▶ SHORT PROBLEM:
Provide an exact copy of the data, excluding the images.
═══ DATA SHOWN ═══
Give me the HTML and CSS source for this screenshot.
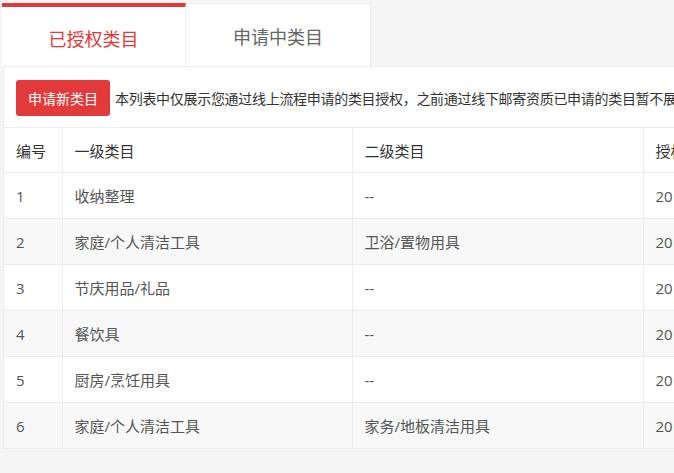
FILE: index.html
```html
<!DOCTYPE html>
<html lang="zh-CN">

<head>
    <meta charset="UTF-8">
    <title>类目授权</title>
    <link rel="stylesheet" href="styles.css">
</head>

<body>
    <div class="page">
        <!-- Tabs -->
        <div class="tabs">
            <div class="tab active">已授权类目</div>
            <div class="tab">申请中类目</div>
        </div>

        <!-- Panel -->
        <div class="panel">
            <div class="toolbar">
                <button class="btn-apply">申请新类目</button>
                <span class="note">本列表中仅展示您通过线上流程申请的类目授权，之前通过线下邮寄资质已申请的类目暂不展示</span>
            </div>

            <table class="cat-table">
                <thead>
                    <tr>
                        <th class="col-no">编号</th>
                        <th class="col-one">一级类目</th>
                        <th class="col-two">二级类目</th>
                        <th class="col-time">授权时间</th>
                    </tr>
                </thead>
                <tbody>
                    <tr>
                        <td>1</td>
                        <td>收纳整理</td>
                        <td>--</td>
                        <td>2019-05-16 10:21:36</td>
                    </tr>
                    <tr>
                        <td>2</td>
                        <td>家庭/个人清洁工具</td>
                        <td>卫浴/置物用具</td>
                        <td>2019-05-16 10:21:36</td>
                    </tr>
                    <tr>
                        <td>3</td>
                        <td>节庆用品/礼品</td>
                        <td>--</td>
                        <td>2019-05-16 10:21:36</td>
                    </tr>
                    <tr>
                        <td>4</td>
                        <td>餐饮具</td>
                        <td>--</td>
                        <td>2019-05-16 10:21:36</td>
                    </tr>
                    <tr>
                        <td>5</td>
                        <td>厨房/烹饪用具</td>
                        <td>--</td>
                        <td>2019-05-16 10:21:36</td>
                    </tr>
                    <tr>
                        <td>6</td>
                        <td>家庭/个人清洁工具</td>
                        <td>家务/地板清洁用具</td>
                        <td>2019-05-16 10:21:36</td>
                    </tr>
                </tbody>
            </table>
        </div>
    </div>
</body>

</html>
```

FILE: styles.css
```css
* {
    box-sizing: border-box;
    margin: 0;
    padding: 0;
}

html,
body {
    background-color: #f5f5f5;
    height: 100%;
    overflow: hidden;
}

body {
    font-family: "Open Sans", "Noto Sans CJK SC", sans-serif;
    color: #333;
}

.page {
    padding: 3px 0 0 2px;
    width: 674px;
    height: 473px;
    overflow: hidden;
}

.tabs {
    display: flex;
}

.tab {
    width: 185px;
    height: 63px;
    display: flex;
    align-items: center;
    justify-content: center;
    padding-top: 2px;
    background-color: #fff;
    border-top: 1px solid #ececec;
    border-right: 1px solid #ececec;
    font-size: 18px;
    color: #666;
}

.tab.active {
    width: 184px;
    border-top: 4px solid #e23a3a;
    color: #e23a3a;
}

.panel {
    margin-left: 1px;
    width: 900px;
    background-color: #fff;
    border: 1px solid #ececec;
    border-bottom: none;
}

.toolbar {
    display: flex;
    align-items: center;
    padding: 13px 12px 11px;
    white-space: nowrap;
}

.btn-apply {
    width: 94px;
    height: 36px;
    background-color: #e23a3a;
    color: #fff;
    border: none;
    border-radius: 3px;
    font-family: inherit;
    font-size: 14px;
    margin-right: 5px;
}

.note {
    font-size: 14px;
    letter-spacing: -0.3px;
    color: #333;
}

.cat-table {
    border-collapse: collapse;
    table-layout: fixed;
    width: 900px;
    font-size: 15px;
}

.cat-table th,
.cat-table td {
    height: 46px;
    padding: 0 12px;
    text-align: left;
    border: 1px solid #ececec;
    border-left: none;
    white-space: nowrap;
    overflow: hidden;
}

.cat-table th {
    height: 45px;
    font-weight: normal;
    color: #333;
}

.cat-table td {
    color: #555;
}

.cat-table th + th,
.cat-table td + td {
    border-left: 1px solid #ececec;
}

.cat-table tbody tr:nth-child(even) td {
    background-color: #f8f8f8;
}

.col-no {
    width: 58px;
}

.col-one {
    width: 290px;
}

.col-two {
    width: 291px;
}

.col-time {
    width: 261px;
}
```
═══
▶ WORKED SOLUTION:
Give me the HTML and CSS source for this screenshot.
FILE: index.html
```html
<!DOCTYPE html>
<html lang="zh-CN">

<head>
    <meta charset="UTF-8">
    <title>类目授权</title>
    <link rel="stylesheet" href="styles.css">
</head>

<body>
    <div class="page">
        <!-- Tabs -->
        <div class="tabs">
            <div class="tab active">已授权类目</div>
            <div class="tab">申请中类目</div>
        </div>

        <!-- Panel -->
        <div class="panel">
            <div class="toolbar">
                <button class="btn-apply">申请新类目</button>
                <span class="note">本列表中仅展示您通过线上流程申请的类目授权，之前通过线下邮寄资质已申请的类目暂不展示</span>
            </div>

            <table class="cat-table">
                <thead>
                    <tr>
                        <th class="col-no">编号</th>
                        <th class="col-one">一级类目</th>
                        <th class="col-two">二级类目</th>
                        <th class="col-time">授权时间</th>
                    </tr>
                </thead>
                <tbody>
                    <tr>
                        <td>1</td>
                        <td>收纳整理</td>
                        <td>--</td>
                        <td>2019-05-16 10:21:36</td>
                    </tr>
                    <tr>
                        <td>2</td>
                        <td>家庭/个人清洁工具</td>
                        <td>卫浴/置物用具</td>
                        <td>2019-05-16 10:21:36</td>
                    </tr>
                    <tr>
                        <td>3</td>
                        <td>节庆用品/礼品</td>
                        <td>--</td>
                        <td>2019-05-16 10:21:36</td>
                    </tr>
                    <tr>
                        <td>4</td>
                        <td>餐饮具</td>
                        <td>--</td>
                        <td>2019-05-16 10:21:36</td>
                    </tr>
                    <tr>
                        <td>5</td>
                        <td>厨房/烹饪用具</td>
                        <td>--</td>
                        <td>2019-05-16 10:21:36</td>
                    </tr>
                    <tr>
                        <td>6</td>
                        <td>家庭/个人清洁工具</td>
                        <td>家务/地板清洁用具</td>
                        <td>2019-05-16 10:21:36</td>
                    </tr>
                </tbody>
            </table>
        </div>
    </div>
</body>

</html>
```

FILE: styles.css
```css
* {
    box-sizing: border-box;
    margin: 0;
    padding: 0;
}

html,
body {
    background-color: #f5f5f5;
    height: 100%;
    overflow: hidden;
}

body {
    font-family: "Open Sans", "Noto Sans CJK SC", sans-serif;
    color: #333;
}

.page {
    padding: 3px 0 0 2px;
    width: 674px;
    height: 473px;
    overflow: hidden;
}

.tabs {
    display: flex;
}

.tab {
    width: 185px;
    height: 63px;
    display: flex;
    align-items: center;
    justify-content: center;
    padding-top: 2px;
    background-color: #fff;
    border-top: 1px solid #ececec;
    border-right: 1px solid #ececec;
    font-size: 18px;
    color: #666;
}

.tab.active {
    width: 184px;
    border-top: 4px solid #e23a3a;
    color: #e23a3a;
}

.panel {
    margin-left: 1px;
    width: 900px;
    background-color: #fff;
    border: 1px solid #ececec;
    border-bottom: none;
}

.toolbar {
    display: flex;
    align-items: center;
    padding: 13px 12px 11px;
    white-space: nowrap;
}

.btn-apply {
    width: 94px;
    height: 36px;
    background-color: #e23a3a;
    color: #fff;
    border: none;
    border-radius: 3px;
    font-family: inherit;
    font-size: 14px;
    margin-right: 5px;
}

.note {
    font-size: 14px;
    letter-spacing: -0.3px;
    color: #333;
}

.cat-table {
    border-collapse: collapse;
    table-layout: fixed;
    width: 900px;
    font-size: 15px;
}

.cat-table th,
.cat-table td {
    height: 46px;
    padding: 0 12px;
    text-align: left;
    border: 1px solid #ececec;
    border-left: none;
    white-space: nowrap;
    overflow: hidden;
}

.cat-table th {
    height: 45px;
    font-weight: normal;
    color: #333;
}

.cat-table td {
    color: #555;
}

.cat-table th + th,
.cat-table td + td {
    border-left: 1px solid #ececec;
}

.cat-table tbody tr:nth-child(even) td {
    background-color: #f8f8f8;
}

.col-no {
    width: 58px;
}

.col-one {
    width: 290px;
}

.col-two {
    width: 291px;
}

.col-time {
    width: 261px;
}
```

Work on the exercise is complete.